Representative Walz. Okay. Well, again, I thank you very
much. We've got a panel coming on next that's going to talk
about how some of this is done. We're deeply troubled by your
account, and I associate myself with Senator Brown's concern
for your family. So, thank you for the courage of coming today,
and thank you, Pastor Zhang.
Chairman Smith. Thank you both. Anything you'd like to add
before we go to panel two? We'll be inviting Harry Wu, without
objection, to join panel two, a man who has done extraordinary
work in exposing the exploitation of the Internet, and
especially has brought focus on Cisco. So Harry, if you would
just stay there for the second panel, we'd appreciate it.

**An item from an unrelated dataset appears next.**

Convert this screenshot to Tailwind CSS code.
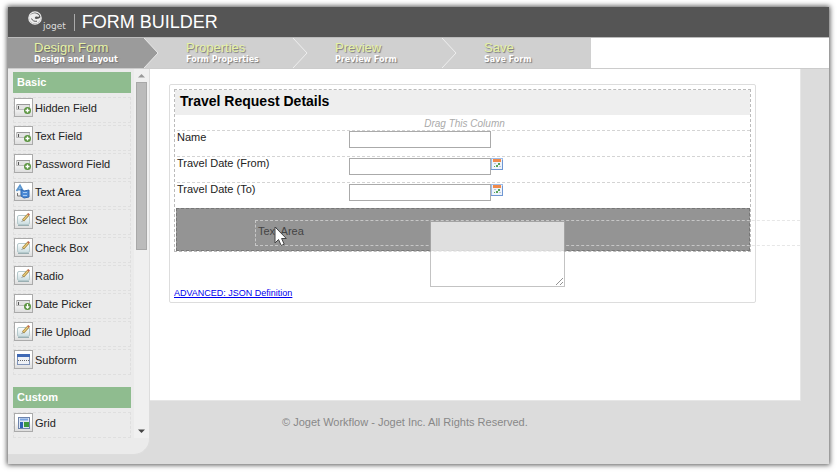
<!DOCTYPE html>
<html lang="en">
<head>
  <meta charset="UTF-8">
  <meta name="viewport" content="width=device-width, initial-scale=1.0">
  <title>Joget Form Builder</title>
  <script src="https://cdn.jsdelivr.net/npm/@tailwindcss/browser@4"></script>
</head>
<body class="bg-white pt-[7px] px-2 pb-2 font-['Liberation_Sans',Arial,sans-serif] text-[11px] leading-[13px] text-[#222]">

  <!-- shared icons -->
  <svg class="absolute w-0 h-0" aria-hidden="true">
    <defs>
      <linearGradient id="pad" x1="0" y1="0" x2="0" y2="1">
        <stop offset="0" stop-color="#fff"/><stop offset="1" stop-color="#c9dcdf"/>
      </linearGradient>
      <linearGradient id="fade" x1="0" y1="0" x2="0" y2="1">
        <stop offset=".4" stop-color="#fff"/><stop offset="1" stop-color="#ddd"/>
      </linearGradient>
    </defs>
    <symbol id="i-field" viewBox="0 0 17 17">
      <rect width="17" height="17" fill="url(#fade)"/>
      <path d="M1.5 5.500h13v5h-13z" fill="#e3e3e3" stroke="#bbb"/>
      <path d="M2 5.500h13" stroke="#999"/>
      <path d="M3.500 7v3" stroke="#555"/>
      <circle cx="12.500" cy="11.500" r="3.500" fill="#5b9440"/>
      <path d="M12.500 9.500v4M10.500 11.500h4" stroke="#fff" stroke-width="1.300"/>
    </symbol>
    <symbol id="i-date" viewBox="0 0 17 17">
      <rect width="17" height="17" fill="url(#fade)"/>
      <path d="M1.500 5.500h13v5h-13z" fill="#e3e3e3" stroke="#bbb"/>
      <path d="M2 5.500h13" stroke="#999"/>
      <path d="M3.500 7v3" stroke="#555"/>
      <circle cx="12.500" cy="11.500" r="3.500" fill="#5b9440"/>
      <path d="M12.500 9v3M10.800 11.300l1.700 1.900 1.700-1.900" fill="none" stroke="#fff" stroke-width="1.200"/>
    </symbol>
    <symbol id="i-area" viewBox="0 0 17 17">
      <rect width="17" height="17" fill="url(#fade)"/>
      <path d="M1.500 8L5 2.500 8 8M3 6.500h4" fill="none" stroke="#5d97cf" stroke-width="1.800"/>
      <path d="M6 6.500l3 1.500 5-1v7l-5 1-3-2z" fill="#4b8ad6" stroke="#2f66ae"/>
      <path d="M8 9.500h4M8 12.500h4" stroke="#a8cbf2"/>
      <path d="M2.500 10v3H6" fill="none" stroke="#777"/>
    </symbol>
    <symbol id="i-edit" viewBox="0 0 17 17">
      <rect width="17" height="17" fill="url(#fade)"/>
      <rect x="2.500" y="4.500" width="12" height="9" rx="1.500" fill="url(#pad)" stroke="#b5c9cc"/>
      <path d="M3 14.500h11" stroke="#9aafb2"/>
      <path d="M8 9.500L13.500 3.500" stroke="#a58742" stroke-width="2.600"/>
      <path d="M8.300 9.200L13.300 3.700" stroke="#efd27f" stroke-width="1.200"/>
      <path d="M13 4l1.200-1.300" stroke="#c06a50" stroke-width="2.200"/>
      <path d="M7 10.500l1-1" stroke="#444"/>
    </symbol>
    <symbol id="i-sub" viewBox="0 0 17 17">
      <rect width="17" height="17" fill="url(#fade)"/>
      <rect x="2.500" y="3.500" width="12" height="10" fill="#eef1f6" stroke="#7f93b8"/>
      <path d="M2 4.500h13" stroke="#3f69b5" stroke-width="3"/>
      <path d="M3 9.500h11" stroke="#666" stroke-dasharray="1 1"/>
    </symbol>
    <symbol id="i-grid" viewBox="0 0 17 17">
      <rect width="17" height="17" fill="url(#fade)"/>
      <rect x="3.500" y="3.500" width="11" height="11" fill="#dfe8f5" stroke="#6d83ab"/>
      <path d="M5 5.500h8" stroke="#7ba5e0" stroke-width="2"/>
      <path d="M6.500 8v6" stroke="#2e62b4" stroke-width="3"/>
      <rect x="9" y="8" width="5" height="5" fill="#3d9a3d"/>
    </symbol>
    <symbol id="i-cal" viewBox="0 0 12 12">
      <rect x=".5" y=".5" width="11" height="11" fill="#eef3fa" stroke="#9dbce8"/>
      <path d="M0 11.500h12M11.500 2v10" stroke="#6f97d3"/>
      <rect x="2" y="1" width="8" height="3" fill="#f08a4b"/>
      <path d="M7 5h2v2H7zM5 7h2v2H5zM3 8h1v1H3z" fill="#58a558"/>
      <path d="M3 5h2v1H3zM8 8h2v1H8z" fill="#b9c6d6"/>
    </symbol>
  </svg>

  <div class="bg-[#dcdcdc] shadow-[0_0_5px_1px_#555] pb-[9px]">

    <header class="h-[31px] bg-[#555] border-b border-[#bbb] flex items-center pl-5 text-white">
      <svg class="w-[14px] h-[14px] mb-2" viewBox="0 0 14 14">
        <circle cx="7" cy="7" r="6.200" fill="none" stroke="#eee" stroke-width="1.200"/>
        <path d="M1 6c2-4 6-4.500 9-2.500 1 .7 1.500 1.500 1 2-1 .8-2-.7-3.500.2-1.300.9-.5 2.300.8 2.300 2 0 3-1 4.700-2-.1 3.500-2.500 6.500-6 6.500-3.500-.1-6-3-6-6.500z" fill="#eee"/>
        <path d="M3.500 7.500c.8 2.300 3 3.200 5.500 2.700" fill="none" stroke="#555"/>
      </svg>
      <span class="mt-2 ml-px font-['DejaVu_Sans',sans-serif] text-[9px] leading-[10px] text-[#ddd]">joget</span>
      <span class="w-px h-[17px] bg-[#aaa] ml-2 mr-[7px]"></span>
      <h1 class="text-[18px] leading-5">FORM BUILDER</h1>
    </header>

    <nav class="flex bg-white border-b border-[#ccc] h-[31px]">
      <a href="#design" class="w-[136px] pl-[26px] pt-[3px] bg-[#9b9b9b] whitespace-nowrap">
        <span class="block text-[13px] leading-[14px] text-[#e6f2a4] [text-shadow:1px_1px_1px_#666]">Design Form</span>
        <span class="block font-['DejaVu_Sans',sans-serif] font-bold text-[8px] leading-[10px] text-white [text-shadow:1px_1px_1px_#777]">Design and Layout</span>
      </a>
      <svg class="w-[15px] h-[30px] shrink-0" viewBox="0 0 15 30"><path d="M0 0h15v30H0z" fill="#d0d0d0"/><path d="M0 0l14 15L0 30z" fill="#9b9b9b"/><path d="M0 0l14 15L0 30" fill="none" stroke="#e8e8e8"/></svg>
      <a href="#properties" class="w-[134px] pl-[27px] pt-[3px] bg-[#d0d0d0] whitespace-nowrap">
        <span class="block text-[13px] leading-[14px] text-[#e6f2a4] [text-shadow:1px_1px_1px_#777]">Properties</span>
        <span class="block font-['DejaVu_Sans',sans-serif] font-bold text-[8px] leading-[10px] text-white [text-shadow:1px_1px_1px_#777]">Form Properties</span>
      </a>
      <svg class="w-[15px] h-[30px] shrink-0" viewBox="0 0 15 30"><path d="M0 0h15v30H0z" fill="#d0d0d0"/><path d="M0 0l14 15L0 30" fill="none" stroke="#eee"/></svg>
      <a href="#preview" class="w-[134px] pl-[27px] pt-[3px] bg-[#d0d0d0] whitespace-nowrap">
        <span class="block text-[13px] leading-[14px] text-[#e6f2a4] [text-shadow:1px_1px_1px_#777]">Preview</span>
        <span class="block font-['DejaVu_Sans',sans-serif] font-bold text-[8px] leading-[10px] text-white [text-shadow:1px_1px_1px_#777]">Preview Form</span>
      </a>
      <svg class="w-[15px] h-[30px] shrink-0" viewBox="0 0 15 30"><path d="M0 0h15v30H0z" fill="#d0d0d0"/><path d="M0 0l14 15L0 30" fill="none" stroke="#eee"/></svg>
      <a href="#save" class="w-[134px] pl-[27px] pt-[3px] bg-[#d0d0d0] whitespace-nowrap">
        <span class="block text-[13px] leading-[14px] text-[#e6f2a4] [text-shadow:1px_1px_1px_#777]">Save</span>
        <span class="block font-['DejaVu_Sans',sans-serif] font-bold text-[8px] leading-[10px] text-white [text-shadow:1px_1px_1px_#777]">Save Form</span>
      </a>
    </nav>

    <div class="flex items-start">

      <!-- palette -->
      <aside class="w-[142px] shrink-0 bg-[#ebebeb] border-r border-b border-[#ddd] rounded-br-[16px] pb-4 flex">
        <div class="flex-1 pt-[3px] pl-[5px] pr-[3px]">
          <h2 class="bg-[#8fbc8f] text-white font-bold h-[21px] leading-[21px] pl-1 mb-1">Basic</h2>
          <ul class="flex flex-col gap-[2px]">
            <li class="h-[26px] border border-dashed border-[#dfdfdf] flex items-start gap-[2px]"><svg class="w-[19px] h-[19px] border border-[#aaa]"><use href="#i-field"/></svg><span class="pt-1">Hidden Field</span></li>
            <li class="h-[26px] border border-dashed border-[#dfdfdf] flex items-start gap-[2px]"><svg class="w-[19px] h-[19px] border border-[#aaa]"><use href="#i-field"/></svg><span class="pt-1">Text Field</span></li>
            <li class="h-[26px] border border-dashed border-[#dfdfdf] flex items-start gap-[2px]"><svg class="w-[19px] h-[19px] border border-[#aaa]"><use href="#i-field"/></svg><span class="pt-1">Password Field</span></li>
            <li class="h-[26px] border border-dashed border-[#dfdfdf] flex items-start gap-[2px]"><svg class="w-[19px] h-[19px] border border-[#aaa]"><use href="#i-area"/></svg><span class="pt-1">Text Area</span></li>
            <li class="h-[26px] border border-dashed border-[#dfdfdf] flex items-start gap-[2px]"><svg class="w-[19px] h-[19px] border border-[#aaa]"><use href="#i-edit"/></svg><span class="pt-1">Select Box</span></li>
            <li class="h-[26px] border border-dashed border-[#dfdfdf] flex items-start gap-[2px]"><svg class="w-[19px] h-[19px] border border-[#aaa]"><use href="#i-edit"/></svg><span class="pt-1">Check Box</span></li>
            <li class="h-[26px] border border-dashed border-[#dfdfdf] flex items-start gap-[2px]"><svg class="w-[19px] h-[19px] border border-[#aaa]"><use href="#i-edit"/></svg><span class="pt-1">Radio</span></li>
            <li class="h-[26px] border border-dashed border-[#dfdfdf] flex items-start gap-[2px]"><svg class="w-[19px] h-[19px] border border-[#aaa]"><use href="#i-date"/></svg><span class="pt-1">Date Picker</span></li>
            <li class="h-[26px] border border-dashed border-[#dfdfdf] flex items-start gap-[2px]"><svg class="w-[19px] h-[19px] border border-[#aaa]"><use href="#i-edit"/></svg><span class="pt-1">File Upload</span></li>
            <li class="h-[26px] border border-dashed border-[#dfdfdf] flex items-start gap-[2px]"><svg class="w-[19px] h-[19px] border border-[#aaa]"><use href="#i-sub"/></svg><span class="pt-1">Subform</span></li>
          </ul>
          <h2 class="bg-[#8fbc8f] text-white font-bold h-[21px] leading-[21px] pl-1 mt-3 mb-1">Custom</h2>
          <ul>
            <li class="h-[26px] border border-dashed border-[#dfdfdf] flex items-start gap-[2px]"><svg class="w-[19px] h-[19px] border border-[#aaa]"><use href="#i-grid"/></svg><span class="pt-1">Grid</span></li>
          </ul>
        </div>
        <!-- scrollbar -->
        <div class="w-[15px] bg-[#f0f0f0] flex flex-col items-center">
          <svg class="w-[7px] h-[13px] shrink-0" viewBox="0 0 7 13"><path d="M0 8.500L3.500 5 7 8.500z" fill="#999"/></svg>
          <div class="w-[11px] h-[168px] bg-[#bbb] border border-[#a8a8a8]"></div>
          <svg class="w-[7px] h-[13px] shrink-0 mt-auto" viewBox="0 0 7 13"><path d="M0 4.500L3.500 8 7 4.500z" fill="#444"/></svg>
        </div>
      </aside>

      <main class="flex-1 pr-7">
        <div class="relative bg-white pt-[15px] pl-[19px] pr-11 pb-[97px] border-b border-r border-[#e6e6e6]">
          <form class="border border-[#ddd] rounded-[2px] p-1 pb-[3px]">
            <section class="border border-dashed border-[#bbb]">
              <h2 class="bg-[#eee] text-black font-bold text-[14px] leading-[23px] h-[25px] pl-[5px]">Travel Request Details</h2>
              <p class="text-center italic text-[#aaa] text-[10px] leading-[15px] pt-px -mb-px pl-1">Drag This Column</p>
              <div class="h-[26px] ml-[2px] border-t border-dashed border-[#d4d4d4] flex items-start">
                <label for="name" class="w-[30%]">Name</label>
                <input id="name" type="text" class="w-[142px] h-[17px] border border-[#aaa] bg-white px-1">
              </div>
              <div class="h-[26px] ml-[2px] border-t border-dashed border-[#d4d4d4] flex items-start">
                <label for="from" class="w-[30%]">Travel Date (From)</label>
                <input id="from" type="text" class="w-[142px] h-[17px] mt-px border border-[#aaa] bg-white px-1">
                <button type="button" aria-label="Pick start date" class="mt-px"><svg class="w-3 h-3"><use href="#i-cal"/></svg></button>
              </div>
              <div class="h-[26px] ml-[2px] border-t border-dashed border-[#d4d4d4] flex items-start">
                <label for="to" class="w-[30%]">Travel Date (To)</label>
                <input id="to" type="text" class="w-[142px] h-[17px] mt-px border border-[#aaa] bg-white px-1">
                <button type="button" aria-label="Pick end date" class="mt-px"><svg class="w-3 h-3"><use href="#i-cal"/></svg></button>
              </div>
              <!-- drop target -->
              <div class="h-[43px] ml-px bg-[#949494] border border-dashed border-[#777]"></div>
            </section>
            <a href="#json" class="block w-fit mt-[35px] text-[9px] leading-3 text-[#00e] underline">ADVANCED: JSON Definition</a>
          </form>

          <!-- element being dragged -->
          <div class="absolute top-[151px] left-[105px] right-0 h-[26px] border-y border-l border-dashed border-[#ddd] opacity-70 flex items-start">
            <label for="area" class="w-[32%] pl-[2px] pt-1">Text Area</label>
            <textarea id="area" class="w-[135px] h-[66px] shrink-0 border border-[#aaa] bg-white resize"></textarea>
          </div>
          <svg class="absolute top-[157px] left-[124px] w-[13px] h-[21px]" viewBox="0 0 13 21">
            <path d="M1 1v16l3.500-3.500 2.700 6 3-1.300-2.600-5.700H12.300z" fill="#fff" stroke="#444"/>
          </svg>
        </div>
        <footer class="pl-[132px] pt-[15px] text-[#888]">© Joget Workflow - Joget Inc. All Rights Reserved.</footer>
      </main>
    </div>
  </div>
</body>
</html>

But would either of you like to add anything before we go
to panel two, Mr. Li or Pastor Zhang?
[No response].
Chairman Smith. Then Harry, we'll go to you in panel two.
Mr. Wu. Shall I go?
Chairman Smith. Yes. Just stay put.
STATEMENT OF HARRY WU, FOUNDER, LAOGAI RESEARCH FOUNDATION AND
LAOGAI MUSEUM
Mr. Wu. I don't have any connection with any American
company that has business with China or the Chinese Government,
Chinese companies. I just focus on the Cisco case. There were a
number of contracts with China's Security and Public Security
Department since 2002 until 2007 or 2008.
China has a national program, the so-called ``Golden
Shield.'' Entirely, the whole cost is $5 to $6 billion. So far,
I understand that only a few provinces have signed a contract
with another American company. Most of them, they signed
contracts with Cisco. So we have some quotes here. This is from
Chinese information. They so appreciate this cooperation with
Cisco, and Cisco has a proposal to them not to only sell the
products, sell the equipment, but also to include training.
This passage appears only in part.